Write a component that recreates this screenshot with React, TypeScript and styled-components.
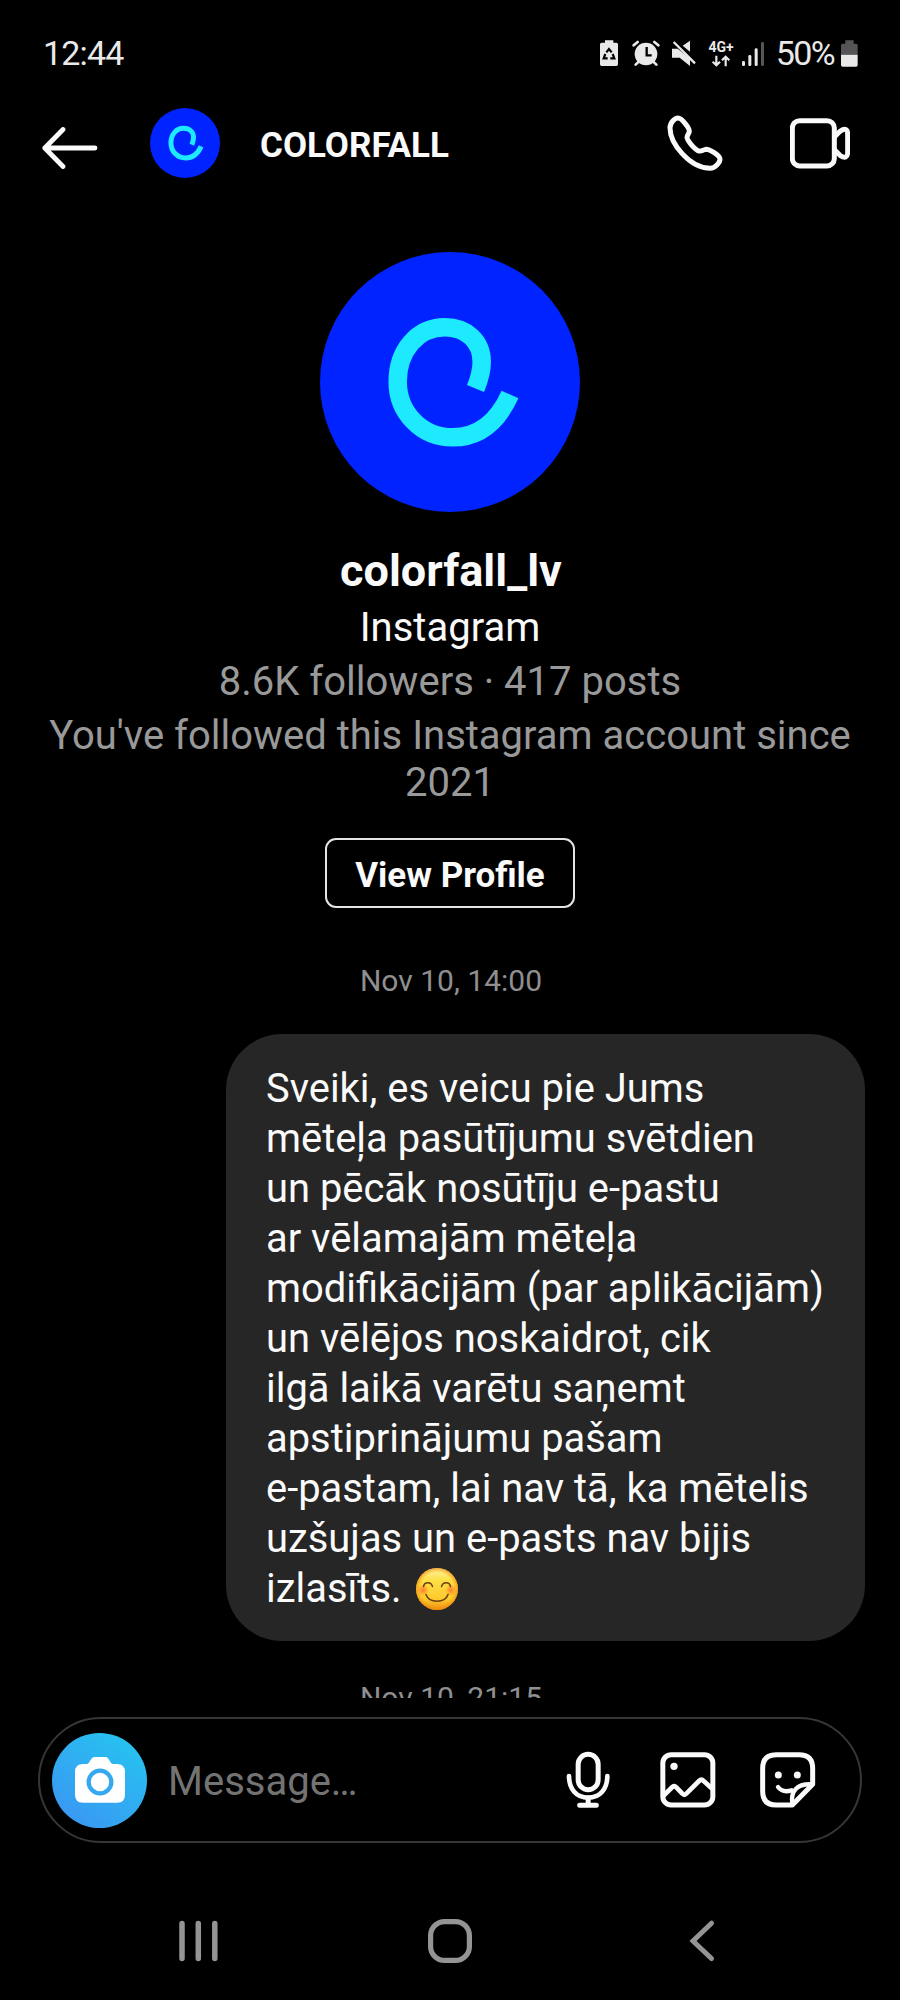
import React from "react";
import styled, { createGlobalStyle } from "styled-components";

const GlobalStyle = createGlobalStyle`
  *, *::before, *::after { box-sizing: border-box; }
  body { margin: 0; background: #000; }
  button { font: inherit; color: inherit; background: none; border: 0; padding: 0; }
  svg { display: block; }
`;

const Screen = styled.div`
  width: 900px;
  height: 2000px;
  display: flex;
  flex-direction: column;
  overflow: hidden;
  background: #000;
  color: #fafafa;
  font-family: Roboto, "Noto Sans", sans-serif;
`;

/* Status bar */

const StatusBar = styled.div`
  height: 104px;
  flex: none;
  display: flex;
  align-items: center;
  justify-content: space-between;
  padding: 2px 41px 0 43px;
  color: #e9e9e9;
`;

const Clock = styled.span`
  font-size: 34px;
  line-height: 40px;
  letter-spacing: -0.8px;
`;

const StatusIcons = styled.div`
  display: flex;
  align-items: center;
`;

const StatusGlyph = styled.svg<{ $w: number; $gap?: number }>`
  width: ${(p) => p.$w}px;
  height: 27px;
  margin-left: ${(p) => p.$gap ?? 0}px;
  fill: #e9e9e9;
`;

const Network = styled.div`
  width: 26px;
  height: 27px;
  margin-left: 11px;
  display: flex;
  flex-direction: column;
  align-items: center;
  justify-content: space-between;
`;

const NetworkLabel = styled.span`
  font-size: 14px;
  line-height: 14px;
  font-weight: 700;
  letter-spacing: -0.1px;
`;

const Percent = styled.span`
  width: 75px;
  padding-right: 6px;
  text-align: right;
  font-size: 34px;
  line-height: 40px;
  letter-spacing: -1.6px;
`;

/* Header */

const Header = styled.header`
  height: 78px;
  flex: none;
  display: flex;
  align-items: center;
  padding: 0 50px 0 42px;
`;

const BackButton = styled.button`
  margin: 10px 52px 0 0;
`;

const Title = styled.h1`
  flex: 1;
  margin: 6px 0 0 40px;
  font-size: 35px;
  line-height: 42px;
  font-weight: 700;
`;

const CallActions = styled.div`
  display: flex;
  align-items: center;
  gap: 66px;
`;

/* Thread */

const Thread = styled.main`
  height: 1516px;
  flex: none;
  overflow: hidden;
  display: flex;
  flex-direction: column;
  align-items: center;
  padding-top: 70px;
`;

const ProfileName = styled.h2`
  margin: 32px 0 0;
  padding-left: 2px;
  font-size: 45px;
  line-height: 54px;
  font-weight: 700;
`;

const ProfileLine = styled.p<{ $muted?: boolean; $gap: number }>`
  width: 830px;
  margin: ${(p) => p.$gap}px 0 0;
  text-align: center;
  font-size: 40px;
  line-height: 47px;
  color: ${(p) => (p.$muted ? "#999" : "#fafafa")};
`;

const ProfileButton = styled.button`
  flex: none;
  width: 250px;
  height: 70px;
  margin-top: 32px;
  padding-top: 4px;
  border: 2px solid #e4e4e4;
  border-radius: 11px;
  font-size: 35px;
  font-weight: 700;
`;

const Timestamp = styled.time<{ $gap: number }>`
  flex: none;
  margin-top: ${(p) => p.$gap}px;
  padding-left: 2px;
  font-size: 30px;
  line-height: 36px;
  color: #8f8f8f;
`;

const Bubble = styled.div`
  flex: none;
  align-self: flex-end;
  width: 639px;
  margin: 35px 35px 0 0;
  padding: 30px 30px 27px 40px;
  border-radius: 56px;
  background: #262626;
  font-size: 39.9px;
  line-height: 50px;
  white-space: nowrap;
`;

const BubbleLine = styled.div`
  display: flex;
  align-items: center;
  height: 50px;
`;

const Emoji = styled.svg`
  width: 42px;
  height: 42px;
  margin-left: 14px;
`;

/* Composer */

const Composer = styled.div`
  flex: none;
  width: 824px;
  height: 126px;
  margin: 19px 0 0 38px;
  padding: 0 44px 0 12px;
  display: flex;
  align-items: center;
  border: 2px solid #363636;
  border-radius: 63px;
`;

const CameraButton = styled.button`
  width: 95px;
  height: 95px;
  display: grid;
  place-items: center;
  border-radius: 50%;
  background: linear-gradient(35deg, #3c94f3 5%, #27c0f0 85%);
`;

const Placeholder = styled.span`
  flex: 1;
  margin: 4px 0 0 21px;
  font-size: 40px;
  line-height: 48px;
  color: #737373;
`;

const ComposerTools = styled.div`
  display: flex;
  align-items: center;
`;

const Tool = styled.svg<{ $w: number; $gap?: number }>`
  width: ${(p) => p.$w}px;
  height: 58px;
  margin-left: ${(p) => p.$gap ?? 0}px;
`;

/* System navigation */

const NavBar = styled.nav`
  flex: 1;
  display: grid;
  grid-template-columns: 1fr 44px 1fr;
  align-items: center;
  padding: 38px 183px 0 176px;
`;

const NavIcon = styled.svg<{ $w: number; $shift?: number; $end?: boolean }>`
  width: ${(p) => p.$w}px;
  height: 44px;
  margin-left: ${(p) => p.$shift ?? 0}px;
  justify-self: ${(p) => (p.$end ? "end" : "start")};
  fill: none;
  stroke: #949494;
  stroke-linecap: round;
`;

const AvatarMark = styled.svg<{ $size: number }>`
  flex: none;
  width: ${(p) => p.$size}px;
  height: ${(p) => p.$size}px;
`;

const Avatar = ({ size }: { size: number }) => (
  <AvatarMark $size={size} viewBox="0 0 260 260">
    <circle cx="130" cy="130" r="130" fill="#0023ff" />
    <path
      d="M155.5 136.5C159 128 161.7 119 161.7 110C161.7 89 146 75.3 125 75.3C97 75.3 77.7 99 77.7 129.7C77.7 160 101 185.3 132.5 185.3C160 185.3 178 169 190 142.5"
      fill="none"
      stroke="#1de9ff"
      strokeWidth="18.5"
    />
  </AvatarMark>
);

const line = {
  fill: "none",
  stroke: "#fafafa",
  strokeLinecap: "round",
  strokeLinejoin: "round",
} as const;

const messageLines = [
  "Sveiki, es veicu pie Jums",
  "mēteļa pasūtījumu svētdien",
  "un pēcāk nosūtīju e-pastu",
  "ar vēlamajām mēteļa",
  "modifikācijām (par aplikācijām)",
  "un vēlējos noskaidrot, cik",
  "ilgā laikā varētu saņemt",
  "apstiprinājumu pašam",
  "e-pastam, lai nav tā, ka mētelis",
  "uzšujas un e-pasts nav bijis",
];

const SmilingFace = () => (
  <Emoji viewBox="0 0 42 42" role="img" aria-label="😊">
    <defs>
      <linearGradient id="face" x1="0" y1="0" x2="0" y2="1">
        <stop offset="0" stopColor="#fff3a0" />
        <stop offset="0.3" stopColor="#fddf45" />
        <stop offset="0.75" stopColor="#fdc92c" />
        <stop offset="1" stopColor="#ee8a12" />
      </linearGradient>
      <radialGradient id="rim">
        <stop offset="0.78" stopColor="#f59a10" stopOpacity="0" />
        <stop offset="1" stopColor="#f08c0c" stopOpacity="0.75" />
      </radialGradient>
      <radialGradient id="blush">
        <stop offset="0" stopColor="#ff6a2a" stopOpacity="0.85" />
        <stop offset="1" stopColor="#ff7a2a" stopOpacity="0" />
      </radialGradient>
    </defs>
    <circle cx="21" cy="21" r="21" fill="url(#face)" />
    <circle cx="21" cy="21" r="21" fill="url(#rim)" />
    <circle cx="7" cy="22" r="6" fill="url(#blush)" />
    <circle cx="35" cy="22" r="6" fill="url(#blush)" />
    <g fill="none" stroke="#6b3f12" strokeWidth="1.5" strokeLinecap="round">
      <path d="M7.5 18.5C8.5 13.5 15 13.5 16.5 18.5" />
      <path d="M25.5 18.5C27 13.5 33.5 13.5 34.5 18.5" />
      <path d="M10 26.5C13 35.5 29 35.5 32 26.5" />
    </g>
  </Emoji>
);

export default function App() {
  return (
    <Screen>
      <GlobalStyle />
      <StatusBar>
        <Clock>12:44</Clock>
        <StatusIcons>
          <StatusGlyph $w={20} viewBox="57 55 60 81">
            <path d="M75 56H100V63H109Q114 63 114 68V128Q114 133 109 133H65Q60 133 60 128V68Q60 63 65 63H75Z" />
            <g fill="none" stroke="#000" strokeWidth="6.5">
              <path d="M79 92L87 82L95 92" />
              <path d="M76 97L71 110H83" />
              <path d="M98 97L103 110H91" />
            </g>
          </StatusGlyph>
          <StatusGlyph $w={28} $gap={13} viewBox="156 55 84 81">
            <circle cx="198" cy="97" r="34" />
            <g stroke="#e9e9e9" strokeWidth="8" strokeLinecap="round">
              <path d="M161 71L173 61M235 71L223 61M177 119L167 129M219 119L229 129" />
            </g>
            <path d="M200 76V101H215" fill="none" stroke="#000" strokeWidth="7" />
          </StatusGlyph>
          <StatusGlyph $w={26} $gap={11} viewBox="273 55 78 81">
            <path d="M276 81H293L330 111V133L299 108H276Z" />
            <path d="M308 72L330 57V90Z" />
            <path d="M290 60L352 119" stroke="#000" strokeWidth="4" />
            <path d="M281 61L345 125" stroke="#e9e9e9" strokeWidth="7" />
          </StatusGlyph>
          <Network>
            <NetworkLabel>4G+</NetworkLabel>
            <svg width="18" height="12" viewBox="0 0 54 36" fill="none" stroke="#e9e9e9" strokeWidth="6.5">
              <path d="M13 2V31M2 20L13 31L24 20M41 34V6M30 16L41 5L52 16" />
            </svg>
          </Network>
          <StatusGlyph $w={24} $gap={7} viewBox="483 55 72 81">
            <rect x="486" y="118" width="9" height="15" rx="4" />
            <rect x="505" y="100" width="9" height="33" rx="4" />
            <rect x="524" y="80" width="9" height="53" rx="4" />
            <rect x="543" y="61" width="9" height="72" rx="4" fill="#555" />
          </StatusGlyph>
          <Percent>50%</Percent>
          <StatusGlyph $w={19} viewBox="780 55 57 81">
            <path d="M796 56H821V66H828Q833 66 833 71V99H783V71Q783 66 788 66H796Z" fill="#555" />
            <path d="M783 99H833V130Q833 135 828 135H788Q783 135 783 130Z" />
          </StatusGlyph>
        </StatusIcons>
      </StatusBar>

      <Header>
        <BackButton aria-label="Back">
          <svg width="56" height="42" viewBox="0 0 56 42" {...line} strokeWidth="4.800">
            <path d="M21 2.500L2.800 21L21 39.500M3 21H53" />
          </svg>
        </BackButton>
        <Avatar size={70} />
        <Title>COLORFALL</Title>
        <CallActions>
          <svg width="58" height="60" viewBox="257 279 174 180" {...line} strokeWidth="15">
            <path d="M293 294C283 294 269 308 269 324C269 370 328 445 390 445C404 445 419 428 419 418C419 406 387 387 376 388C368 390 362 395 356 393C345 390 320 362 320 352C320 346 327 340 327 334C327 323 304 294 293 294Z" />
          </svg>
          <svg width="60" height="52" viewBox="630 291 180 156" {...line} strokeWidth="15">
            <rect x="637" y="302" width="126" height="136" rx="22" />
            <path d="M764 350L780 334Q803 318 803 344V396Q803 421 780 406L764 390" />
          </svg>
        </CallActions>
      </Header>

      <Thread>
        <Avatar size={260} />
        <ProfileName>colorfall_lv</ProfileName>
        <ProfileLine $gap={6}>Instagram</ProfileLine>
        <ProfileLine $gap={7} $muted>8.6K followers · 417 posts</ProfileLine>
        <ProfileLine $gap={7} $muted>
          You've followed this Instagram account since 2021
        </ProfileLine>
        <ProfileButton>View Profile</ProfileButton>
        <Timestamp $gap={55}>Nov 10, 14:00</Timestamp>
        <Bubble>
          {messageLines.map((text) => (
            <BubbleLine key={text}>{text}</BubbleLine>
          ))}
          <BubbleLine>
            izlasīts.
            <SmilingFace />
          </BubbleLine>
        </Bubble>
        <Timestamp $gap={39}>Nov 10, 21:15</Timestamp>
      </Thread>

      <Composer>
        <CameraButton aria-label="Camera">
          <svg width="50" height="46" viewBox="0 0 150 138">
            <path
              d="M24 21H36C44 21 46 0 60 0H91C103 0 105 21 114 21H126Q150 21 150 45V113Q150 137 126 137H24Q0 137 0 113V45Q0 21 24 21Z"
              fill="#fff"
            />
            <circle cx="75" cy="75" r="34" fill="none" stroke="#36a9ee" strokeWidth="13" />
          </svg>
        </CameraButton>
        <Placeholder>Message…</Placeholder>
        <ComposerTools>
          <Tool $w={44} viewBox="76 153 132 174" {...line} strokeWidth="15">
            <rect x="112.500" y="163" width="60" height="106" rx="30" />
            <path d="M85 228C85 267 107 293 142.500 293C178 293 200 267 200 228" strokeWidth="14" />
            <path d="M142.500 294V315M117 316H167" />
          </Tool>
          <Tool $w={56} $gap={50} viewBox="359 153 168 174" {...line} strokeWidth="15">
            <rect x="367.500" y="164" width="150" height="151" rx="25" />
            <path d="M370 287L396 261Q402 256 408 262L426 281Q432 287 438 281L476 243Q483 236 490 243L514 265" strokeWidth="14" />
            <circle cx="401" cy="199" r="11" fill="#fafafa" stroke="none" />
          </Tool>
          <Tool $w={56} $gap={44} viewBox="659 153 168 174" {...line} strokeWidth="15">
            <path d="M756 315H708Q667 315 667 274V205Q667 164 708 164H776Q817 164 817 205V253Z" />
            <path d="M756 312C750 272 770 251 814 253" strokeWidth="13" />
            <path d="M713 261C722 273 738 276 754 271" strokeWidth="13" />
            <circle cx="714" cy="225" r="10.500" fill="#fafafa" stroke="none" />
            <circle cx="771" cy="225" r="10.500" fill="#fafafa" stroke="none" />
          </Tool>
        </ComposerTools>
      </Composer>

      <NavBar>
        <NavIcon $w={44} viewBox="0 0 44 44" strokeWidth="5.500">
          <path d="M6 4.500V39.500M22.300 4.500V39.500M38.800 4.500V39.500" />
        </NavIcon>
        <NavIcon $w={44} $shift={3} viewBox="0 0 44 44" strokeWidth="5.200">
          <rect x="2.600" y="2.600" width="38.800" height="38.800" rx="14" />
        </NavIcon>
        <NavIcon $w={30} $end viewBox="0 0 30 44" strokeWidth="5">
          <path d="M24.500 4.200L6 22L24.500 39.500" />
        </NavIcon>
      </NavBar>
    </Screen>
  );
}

====

WHAT YOU NEED TO DO
Say how many lines hold the word "components", giving the number and nothing else.

TASK OUTPUT
2